> **TASK**:
Review the material and extract every line in which the word "React" occurs.

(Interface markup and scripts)

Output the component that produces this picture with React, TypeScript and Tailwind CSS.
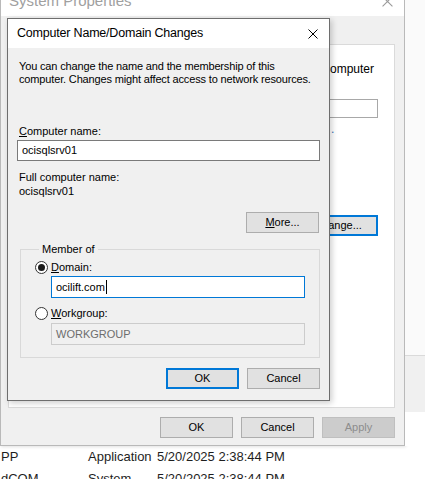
import React from "react";

const font = "font-['Liberation_Sans',Arial,sans-serif]";

const CloseIcon = ({ color = "#000", size = 10 }: { color?: string; size?: number }) => (
  <svg width={size} height={size} viewBox="0 0 10 10">
    <path d="M0.5 0.5 L9.5 9.5 M9.5 0.5 L0.5 9.5" stroke={color} strokeWidth="1" />
  </svg>
);

const Btn = ({
  children,
  primary,
  disabled,
}: {
  children: React.ReactNode;
  primary?: boolean;
  disabled?: boolean;
}) => {
  let cls = "border border-[#adadad] bg-[#e1e1e1] text-black";
  if (primary) cls = "border-2 border-[#0078d7] bg-[#e1e1e1] text-black";
  if (disabled) cls = "border border-[#bfbfbf] bg-[#cccccc] text-[#8d8d8d]";
  return (
    <div className={`h-[21px] w-[73px] flex items-center justify-center text-[11px] ${cls}`}>
      {children}
    </div>
  );
};

const Radio = ({ checked }: { checked?: boolean }) => (
  <div className="w-[13px] h-[13px] rounded-full border border-[#333] bg-white flex items-center justify-center shrink-0">
    {checked && <div className="w-[7px] h-[7px] rounded-full bg-[#1a1a1a]" />}
  </div>
);

const SystemProperties = () => (
  <div className="w-[405px] h-[460px] -mt-[14px] flex flex-col border-r border-b border-l border-[#b9b9b9] shadow-[1px_1px_3px_rgba(0,0,0,0.12)] shrink-0">
    <div className="h-[30px] bg-white flex items-center justify-between pl-[8px] pr-[11px]">
      <span className="text-[15px] text-[#a0a0a0]">System Properties</span>
      <CloseIcon color="#9a9a9a" size={11} />
    </div>
    <div className="flex-1 bg-[#f0f0f0] flex flex-col pt-[28px] pl-[7px] pr-[9px]">
      <div className="h-[364px] bg-white border border-[#dadada] flex flex-col items-end pr-[16px]">
        <div className="mt-[17px] mr-[4px] text-[12px] leading-[14px]">computer</div>
        <div className="mt-[23px] w-[90px] h-[19px] border border-[#a8a8a8] bg-white" />
        <div className="mt-[4px] self-start ml-[322px] text-[12px] leading-[14px] text-[#3d6fb5]">.</div>
        <div className="mt-[79px] w-[80px] h-[21px] border-2 border-[#0078d7] bg-[#e1e1e1] flex items-center justify-center text-[11px]">
          Change...
        </div>
      </div>
      <div className="flex justify-end gap-[8px] mt-[9px]">
        <Btn>OK</Btn>
        <Btn>Cancel</Btn>
        <Btn disabled>Apply</Btn>
      </div>
    </div>
  </div>
);

const Dialog = () => (
  <div className="absolute left-[7px] top-[18px] w-[323px] h-[383px] border border-[#6e6e6e] bg-[#f0f0f0] flex flex-col shadow-[2px_2px_6px_rgba(0,0,0,0.2)]">
    <div className="h-[29px] bg-white flex items-center justify-between pl-[9px] pr-[11px]">
      <span className="text-[12.5px] tracking-[-0.2px] text-black">Computer Name/Domain Changes</span>
      <CloseIcon />
    </div>
    <div className="flex-1 flex flex-col px-[9px] text-[11px] text-black">
      <p className="mt-[12px] ml-[2px] leading-[13px] whitespace-nowrap tracking-[-0.15px]">
        You can change the name and the membership of this
        <br />
        computer. Changes might affect access to network resources.
      </p>
      <div className="mt-[39px] ml-[2px] leading-[13px]">
        <span className="underline">C</span>omputer name:
      </div>
      <div className="mt-[2px] h-[21px] border border-[#7a7a7a] bg-white flex items-center px-[4px]">
        ocisqlsrv01
      </div>
      <div className="mt-[9px] ml-[2px] leading-[14px]">Full computer name:</div>
      <div className="ml-[2px] leading-[14px]">ocisqlsrv01</div>
      <div className="mt-[14px] mr-[1px] flex justify-end">
        <Btn>
          <span>
            <span className="underline">M</span>ore...
          </span>
        </Btn>
      </div>
      <fieldset className="mt-[10px] ml-[3px] border border-[#d9d9d9] h-[115px] pl-[14px] pr-[14px]">
        <legend className="ml-[4px] px-[3px] leading-[13px]">Member of</legend>
        <div className="flex items-center gap-[3px] mt-[5px]">
          <Radio checked />
          <span className="leading-[13px]">
            <span className="underline">D</span>omain:
          </span>
        </div>
        <div className="mt-[2px] ml-[16px] h-[22px] border border-[#0078d7] bg-white flex items-center px-[4px]">
          ocilift.com
          <span className="ml-[1px] w-[1px] h-[14px] bg-black" />
        </div>
        <div className="flex items-center gap-[3px] mt-[9px]">
          <Radio />
          <span className="leading-[13px]">
            <span className="underline">W</span>orkgroup:
          </span>
        </div>
        <div className="mt-[3px] ml-[16px] h-[22px] border border-[#cccccc] bg-[#f0f0f0] flex items-center px-[4px] text-[#6d6d6d]">
          WORKGROUP
        </div>
      </fieldset>
      <div className="mt-[10px] flex justify-end gap-[8px]">
        <Btn primary>OK</Btn>
        <Btn>Cancel</Btn>
      </div>
    </div>
  </div>
);

const rows = [
  { src: "PP", type: "Application", date: "5/20/2025 2:38:44 PM" },
  { src: "dCOM", type: "System", date: "5/20/2025 2:38:44 PM" },
];

export default function App() {
  return (
    <div className={`relative w-[425px] h-[479px] overflow-hidden bg-white ${font}`}>
      <div className="flex h-[446px]">
        <SystemProperties />
        <div className="flex-1 flex flex-col">
          <div className="h-[355px] bg-[#fafafa]" />
          <div className="h-[57px] bg-[#f0f0f0] border-t border-[#dadada]" />
          <div className="flex-1 bg-white" />
        </div>
      </div>
      <div className="flex flex-col text-[13px] text-[#1e1e1e]">
        {rows.map((r, i) => (
          <div key={i} className="h-[22px] flex items-center whitespace-nowrap">
            <span className="w-[88px] pl-[1px]">{r.src}</span>
            <span className="w-[69px]">{r.type}</span>
            <span>{r.date}</span>
          </div>
        ))}
      </div>
      <Dialog />
    </div>
  );
}
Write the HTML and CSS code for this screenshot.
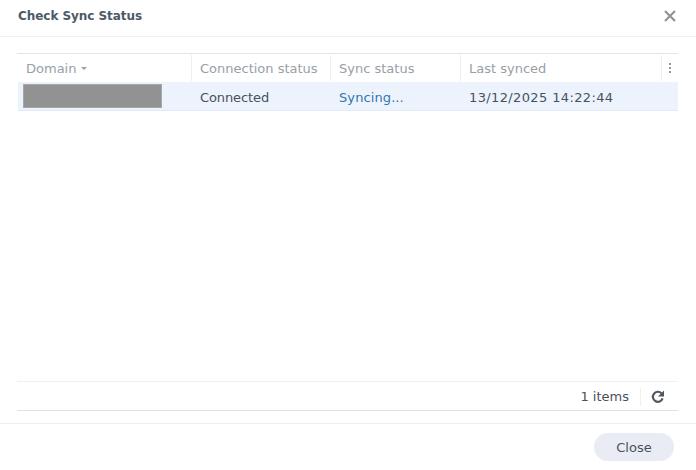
FILE: index.html
```html
<!DOCTYPE html>
<html lang="en">
<head>
<meta charset="utf-8">
<title>Check Sync Status</title>
<link rel="stylesheet" href="styles.css">
</head>
<body>
<div class="dialog">
  <header class="titlebar">
    <h1 class="title">Check Sync Status</h1>
    <svg class="close-x" width="12" height="12" viewBox="0 0 12 12"><path d="M1 1 L11 11 M11 1 L1 11" fill="none" stroke="#8d949c" stroke-width="2.2"/></svg>
  </header>
  <main class="content">
    <div class="grid">
      <div class="row head">
        <div class="cell c1">Domain<span class="sort"></span></div>
        <div class="cell c2">Connection status</div>
        <div class="cell c3">Sync status</div>
        <div class="cell c4">Last synced</div>
        <div class="cell c5"><span class="dots"><i></i><i></i><i></i></span></div>
      </div>
      <div class="row selected">
        <div class="cell c1"><div class="redact"></div></div>
        <div class="cell c2">Connected</div>
        <div class="cell c3 syncing">Syncing...</div>
        <div class="cell c4 stamp">13/12/2025 14:22:44</div>
      </div>
    </div>
    <div class="pager">
      <span class="count">1 items</span>
      <span class="refresh">
        <svg width="14" height="14" viewBox="0 0 14 14"><path d="M11.6 8.4 A5 5 0 1 1 10.4 3.2" fill="none" stroke="#4e5660" stroke-width="2.2"/><path d="M13 0.6 V6.6 H7 Z" fill="#4e5660"/></svg>
      </span>
    </div>
  </main>
  <footer class="footer">
    <button class="close-btn">Close</button>
  </footer>
</div>
</body>
</html>
```
FILE: styles.css
```css
* { box-sizing: border-box; }
html, body { margin: 0; padding: 0; }
body {
  width: 696px;
  height: 470px;
  background: #fff;
  font-family: "DejaVu Sans", sans-serif;
  font-size: 13px;
  color: #49515b;
  overflow: hidden;
}
.dialog { display: flex; flex-direction: column; height: 470px; }
.titlebar {
  height: 37px;
  flex: none;
  display: flex;
  align-items: center;
  justify-content: space-between;
  padding: 0 20px 5px 18px;
  border-bottom: 1px solid #eef0f2;
}
.title { margin: 0; font-size: 12px; font-weight: 700; color: #4e5966; letter-spacing: -0.05px; }
.content {
  flex: 1;
  display: flex;
  flex-direction: column;
  margin-top: 16px;
  padding: 0 18px 0 17px;
}
.grid { flex: 1; border-top: 1px solid #e3e5e8; }
.row { display: flex; }
.head { height: 29px; color: #98a0a8; padding-top: 1px; }
.head .cell { height: 26px; border-right: 1px solid #eceef0; }
.head .c5 { border-right: 0; flex: 1; }
.selected {
  height: 29px;
  background: #edf3fd;
  border-bottom: 1px solid #e3ebf6;
  width: 660px;
  margin-left: 1px;
  margin-top: -1px;
  padding-top: 2px;
}
.cell { display: flex; align-items: center; padding-left: 8px; flex: none; white-space: nowrap; }
.c1 { width: 175px; padding-left: 9px; }
.c2 { width: 139px; }
.c3 { width: 130px; }
.c4 { width: 201px; }
.head .c5 { padding-left: 0; justify-content: center; }
.selected .c1 { width: 174px; padding-left: 5px; margin-top: -2px; }
.stamp { letter-spacing: 0.37px; }
.redact { width: 139px; height: 24px; background: #929292; border: 1px solid #a4a8ac; }
.syncing { color: #2f78b0; letter-spacing: 0.1px; }
.selected .c2 { letter-spacing: -0.1px; }
.sort {
  width: 0; height: 0;
  margin-left: 5px;
  margin-top: 1px;
  border-left: 3px solid transparent;
  border-right: 3px solid transparent;
  border-top: 3px solid #98a0a8;
}
.dots { display: flex; flex-direction: column; gap: 2px; }
.dots i { display: block; width: 2px; height: 2px; background: #8f969e; }
.pager {
  height: 30px;
  flex: none;
  display: flex;
  align-items: center;
  justify-content: flex-end;
  border-top: 1px solid #eef0f2;
  border-bottom: 1px solid #dfe1e4;
  margin-bottom: 12px;
  padding-top: 1px;
}
.count { padding-right: 11px; border-right: 1px solid #eef0f2; line-height: 18px; }
.refresh { display: flex; width: 34px; justify-content: center; margin-right: 3px; }
.footer {
  height: 47px;
  flex: none;
  border-top: 1px solid #eceef0;
  display: flex;
  align-items: flex-start;
  justify-content: flex-end;
  padding: 9px 22px 0 0;
}
.close-btn {
  width: 80px;
  height: 28px;
  border: 0;
  border-radius: 14px;
  background: #eaecf5;
  color: #49515b;
  font: 13px "DejaVu Sans", sans-serif;
}
```
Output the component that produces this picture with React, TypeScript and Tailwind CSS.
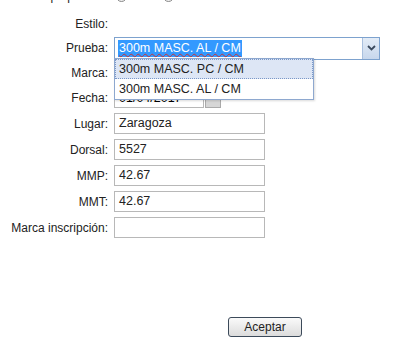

> **RESULT**:
Output the component that produces this picture with React, TypeScript and Tailwind CSS.
import React from "react";
  children: React.ReactNode;
Output the component that produces this picture with React, TypeScript and Tailwind CSS.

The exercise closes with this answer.